I don’t accept your paradox argument, laws cannot be absolute, that’s why we have courts to delineate, interpret, and apply, otherwise we could just write a algorithm to punish people , say if you prove X did this and by Y law it is a crime, so X is punishable by law. No, we don’t, we interpret laws all the times, the free speech you adore is the interpretation of 1st amendment over 2 century, the despicable gun laws are the interpretation of 2nd amendment over 2 century and the culture it is attached to it, if it is not for the despicable gun culture and rule of plutocracy and corporations, it would be interpreted differently by now.
That’s why unless we don’t get rid of this 2nd amendment I don’t see any hope for humanity in US.
If you think there is a big paradox in blackmail law, there are paradox in every laws, laws are not absolute, they shouldn’t be absolute, if so we can write off all the laws, and humanity doesn’t have to write any more laws for billion years to come.
Sorry to offend, but your argument is rather naive.
Beth says
@athiest blog: “Polygamy or Polyandry is illegal for good reason which I presume you know, which I don’t have to put out here. ”

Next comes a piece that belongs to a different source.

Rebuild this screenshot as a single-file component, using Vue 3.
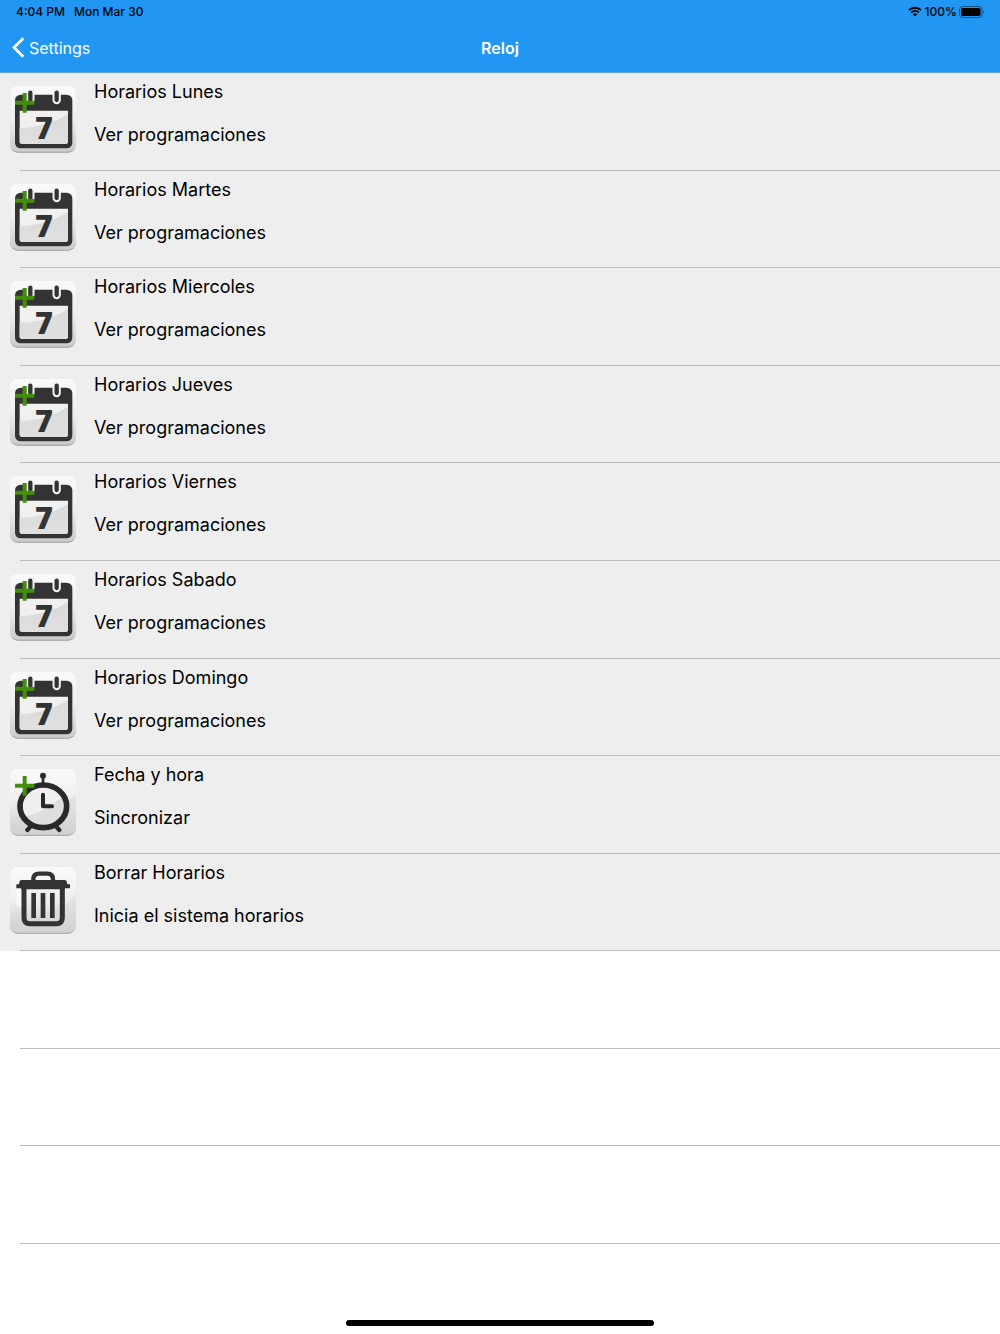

Actually, no, I don’t know what that reason you are referring to is. Is it the exploitation of women? Because I absolutely don’t understand that argument.
Mano Singham says
I agree with Beth, I don’t know what the good reasons are for making them illegal. Can you please elaborate?
Shiggity says
I also noticed the apparent stipulation that a law must be broken to be considered blackmail. Moreover, it’s unclear whether that broken law is the thing under threat of disclosure or whether the threat of disclosure is itself the thing during which a law must be broken. The first source you cite isn’t part of the US code and the second one stipulates that a note must have been delivered. It seems that going up to someone and saying “I know you’re having an affair and unless you pay me $1 million I’ll tell your wife” is legal under federal law (though state laws may well be different).